After Step One is completed, I will share Step Two. Trust me and step out in faith and all will be added in its own time. Amen.
That's a pretty open-ended assignment. No timeline. No project plan. No indication of what's next. Just begin.
Everything else was on a need-to-know basis. And it’s true. I didn't need to know. Not just yet.
Love Those Distractions
And writing wasn't the only thing to think about. I was going to need a way to generate income once the store was sold. I didn't really relish the idea of getting a j.o.b.
In my journal, in late May, God supported my career leanings by saying:
…do consider an internet business of some kind, just not related at all to your journal.
Clearly, I was going to need to earn money some other way:
What you do for me will not earn you much, ever. That is NOT a purpose of that mission. It is only for my glory that you do the book, not for the support of your family.
We closed on the sale of our business on June 12th, as planned. I had already transcribed a couple of my journals by then, but there was plenty left to cover. Months followed with no progress.

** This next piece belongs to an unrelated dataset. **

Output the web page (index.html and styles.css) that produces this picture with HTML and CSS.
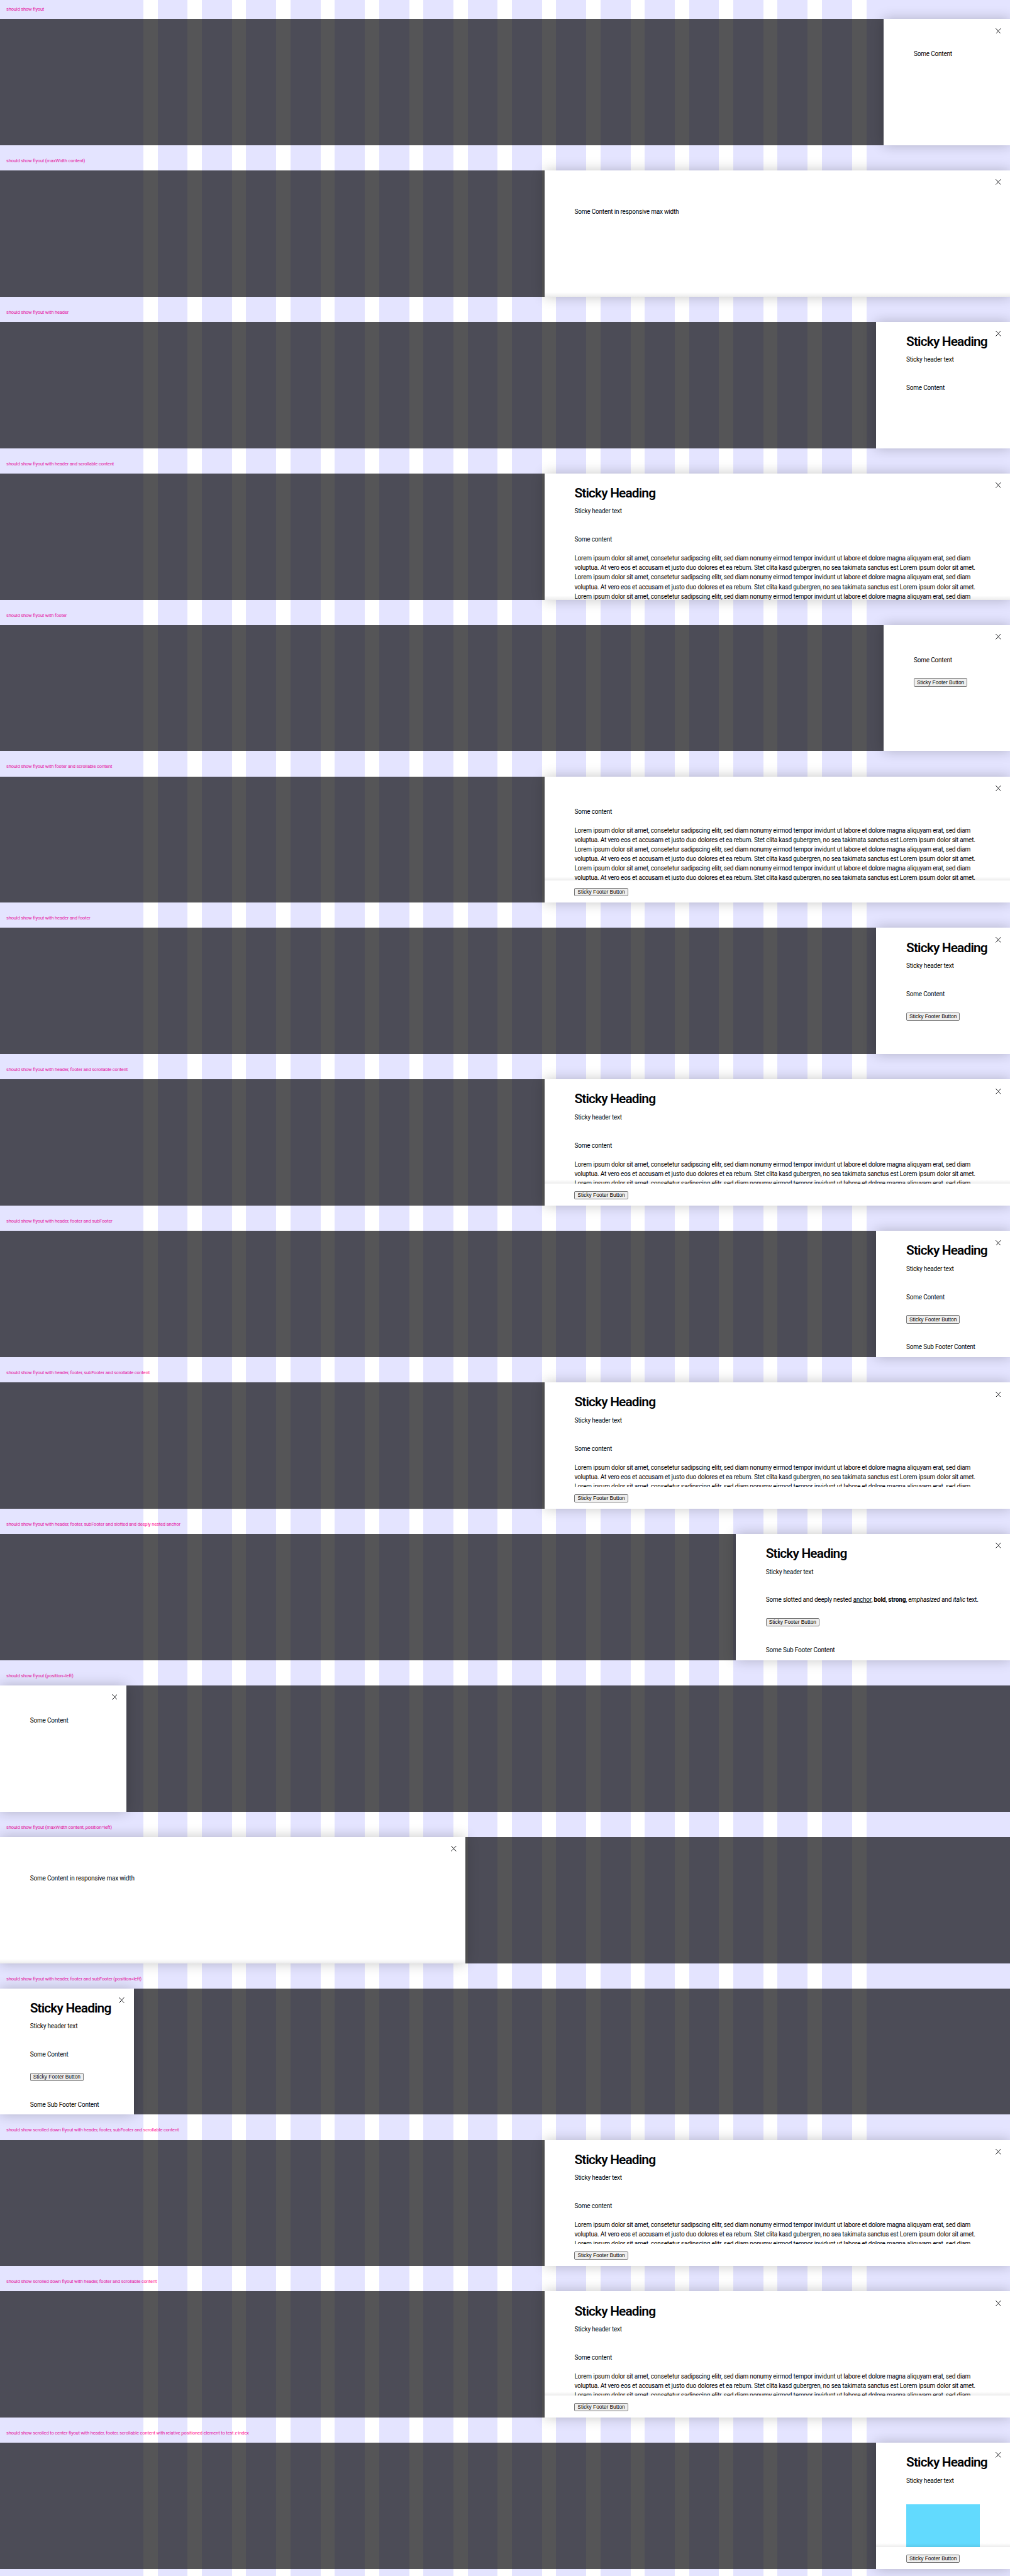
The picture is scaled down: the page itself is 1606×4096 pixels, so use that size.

And no wonder. I was frantically focused on trying to make money on eBay. I cleared out our swollen inventory of store leftovers. What did I need with a Budweiser neon sign, a commercial-grade milkshake mixer, and a half-dozen sets of brightly colored café tables and chairs?
Frantic days on eBay began to morph into evenings of TV and computer games. Fun stuff I hadn't had time for, not between the store and raising school-aged children. The book project languished. And God took note:
Get busy and stop wasting my time. There is energy enough for the tasks at hand if you but use time wisely, don't waste it, and spend your leisure productively. Research the internet, read, or do crafts. Stop the computer games and other stuff that serves no purpose (like TV). You can do it if you try, and you will be the better for it.
Come August, God told me to stop worrying about baking and jam-making, and a quilt I had started. All worthwhile projects, but diversions nonetheless. This time God took a more inspirational tack:
Behold the field is white, all ready to harvest, and I need workers who are prepared to enter my field and my vineyard when the call goes out to work. Prepare ye, then, to take the place I have prepared for you in the creation of my kingdom on this earth. Amen.
For behold, I have a great work for you yet to do, but I will lead you step by step, precept on precept, until you are ready to stand in that place I have prepared for you.
Tarry not, neither let your prejudices and self-doubt stay you from this work.
Even at that, I couldn’t quite bring myself to get down to all that typing.
Crossing the Finish Line
Finally, eight months after closing, with the Creator’s patience wearing thin, I again felt that gentle nudge to sit with my journal, pen in hand, ready to receive a message. I got it. In no uncertain terms:
Get back to work on your journal.
This time, I did. Somehow my brain's mysterious full-speed-ahead toggle switched to ON. By early April, with most of the convenience store leftovers sold, and eBay on a slow simmer, I turned my full attention to this new jigsaw-puzzle-of-a-project. Without the lid.
I typed. And typed.
One thick volume after another until finally, I was done. Five journals had become dozens of Word documents.
The insufferable task I’d been postponing—the transcribing slog I thought I'd never get through—was now just a memory. All that pain was behind me, like childbirth. I looked, and saw that it was good.
And, like a mother with a crying newborn, the real work was about to begin.